難易度や「カジュアル」or「クラシック」の選択は本作でも可能、そして“一手戻せる”あの要素も
◆難易度とモードを組み合わせて、自分好みのバランスで戦おう
『FE』シリーズには、貴重なアイテムを使うような一部の例外を除き、死んだユニットは蘇らない作品が数多くあります。また、近作では倒れた仲間が次のマップでは復活するといったモードが用意され、どちらのルールで遊ぶか選択できる形が増えてきました。
このバランス調整は本作も継承しており、ゲームを始めるときにまず、難易度を「ノーマル」と「ハード」から選ぶことができます。そして、倒れた仲間も戦闘終了後に復活する「カジュアル」と、失った仲間は決して戻らない「クラシック」という2つのモードが用意されているので、難易度とモードを任意で組み合わせてプレイに臨めます。
歯応えが欲しい方からシミュレーションRPG初心者まで、それぞれ自分好みのバランスで楽しめるのでご安心を。また、難易度はプレイ中に下げることが可能なので、手強いと感じた時は調整してみるのもひとつの手です。
◆シミュレーションRPGで“一手戻せる”大胆な仕組みを採用、実は過去作にも・・・
『FE』シリーズに限った話ではありませんが、ユニットをどこに配置し、どの敵をいかにして倒すのか。その一手一手の積み重ねが戦局を左右し、勝敗へと繋がります。シミュレーションRPGでは、時に一手が明暗を分ける場合もありますし、『FE』シリーズだと愛着のあるユニットと別れる分岐路になることも。
ですが『風花雪月』には、戦闘時の行動を一手単位で巻き戻せる「天刻の拍動」があります。思わぬ損害を被った時や、ここぞという場面で攻撃を外した時に「天刻の拍動」を使えば、致命的な事態を回避しつつ、新たな可能性を模索することが可能です。
シリーズ内でもあまり類を見ないシステムですが、シリーズ作としては前作に当たる『ファイアーエムブレム Echoes もうひとりの英雄王』に登場した「ミラの歯車」が、一手単位で結果を巻き戻せる効果を持っています。ちなみに「ミラの歯車」には使用回数があるので、無限に巻き戻すことはできません。ゲームとしてのバランスを考えるとむしろ当然の制限と言えるので、「天刻の拍動」にもなんらかの使用制限が設けられている可能性が高そうです。

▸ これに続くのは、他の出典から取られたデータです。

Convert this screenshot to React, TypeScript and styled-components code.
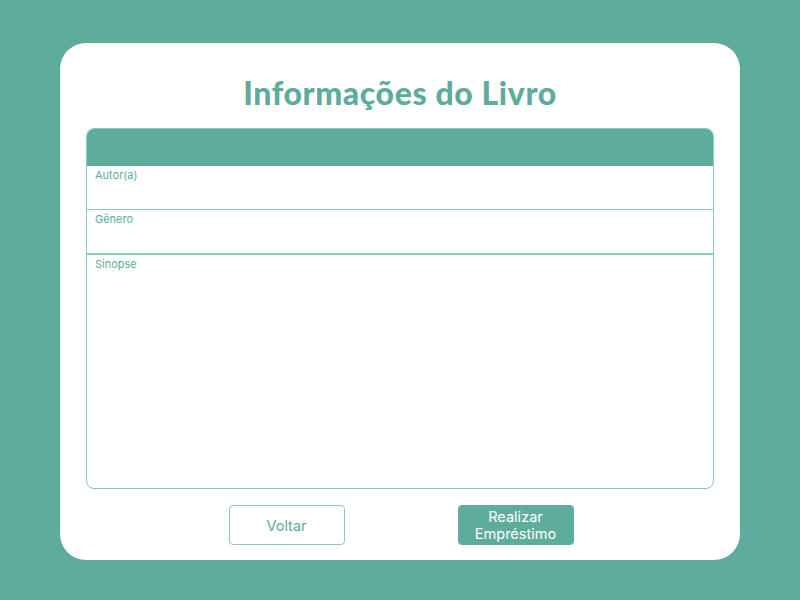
import React from "react";
import styled, { createGlobalStyle } from "styled-components";

const teal = "#5eac9b";
const lineTeal = "#8ccabb";

const GlobalStyle = createGlobalStyle`
  html, body {
    margin: 0;
    padding: 0;
    background: ${teal};
  }
  body {
    font-family: "Lato", "Liberation Sans", sans-serif;
  }
`;

const Page = styled.div`
  width: 800px;
  height: 600px;
  box-sizing: border-box;
  padding: 43px 60px 40px;
  background: ${teal};
`;

const Card = styled.div`
  width: 680px;
  height: 517px;
  box-sizing: border-box;
  background: #ffffff;
  border-radius: 26px;
  padding: 0 26px;
  display: flex;
  flex-direction: column;
`;

const Title = styled.h1`
  margin: 30px 0 0;
  height: 55px;
  text-align: center;
  font-family: "Lato", sans-serif;
  font-weight: 900;
  font-size: 32px;
  line-height: 40px;
  color: ${teal};
  letter-spacing: 0.6px;
`;

const Table = styled.div`
  height: 361px;
  border: 1px solid ${lineTeal};
  border-radius: 8px;
  overflow: hidden;
  display: flex;
  flex-direction: column;
  box-sizing: border-box;
`;

const Header = styled.div`
  height: 37px;
  background: ${teal};
  flex: none;
`;

const Row = styled.div<{ $grow?: boolean }>`
  height: ${(p) => (p.$grow ? "auto" : "44px")};
  flex: ${(p) => (p.$grow ? "1" : "none")};
  box-sizing: border-box;
  border-top: ${(p) => (p.$grow ? `1px solid ${lineTeal}` : "none")};
  border-bottom: ${(p) => (p.$grow ? "none" : `1px solid ${lineTeal}`)};
  padding: 0 8px;
  line-height: 14px;
`;

const Label = styled.span`
  font-family: "Inter", "Liberation Sans", sans-serif;
  font-size: 11px;
  color: ${teal};
`;

const Actions = styled.div`
  display: flex;
  justify-content: center;
  gap: 113px;
  margin-top: 16px;
  padding-left: 2px;
`;

const Button = styled.button<{ $primary?: boolean }>`
  width: 116px;
  height: 40px;
  box-sizing: border-box;
  border-radius: 4px;
  border: 1.5px solid ${(p) => (p.$primary ? teal : lineTeal)};
  background: ${(p) => (p.$primary ? teal : "#ffffff")};
  color: ${(p) => (p.$primary ? "#ffffff" : teal)};
  font-family: "Inter", "Liberation Sans", sans-serif;
  font-size: 14.5px;
  line-height: 17px;
  padding: 0;
  cursor: pointer;
`;

export default function App() {
  return (
    <>
      <GlobalStyle />
      <Page>
        <Card>
          <Title>Informações do Livro</Title>
          <Table>
            <Header />
            <Row>
              <Label>Autor(a)</Label>
            </Row>
            <Row>
              <Label>Gênero</Label>
            </Row>
            <Row $grow>
              <Label>Sinopse</Label>
            </Row>
          </Table>
          <Actions>
            <Button>Voltar</Button>
            <Button $primary>
              Realizar
              <br />
              Empréstimo
            </Button>
          </Actions>
        </Card>
      </Page>
    </>
  );
}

発売が来月に迫り、E3に合わせて様々な情報が飛び出しました。新要素を早く遊んでみたい気持ちもあれば、シリーズでお馴染みのシステムを最新ハードで堪能してみたい想いもあるでしょう。それだけに、公開される情報は気になるところ。今後の続報や新要素の発表などにアンテナを張りつつ、7月26日を心待ちにしておいて下さい!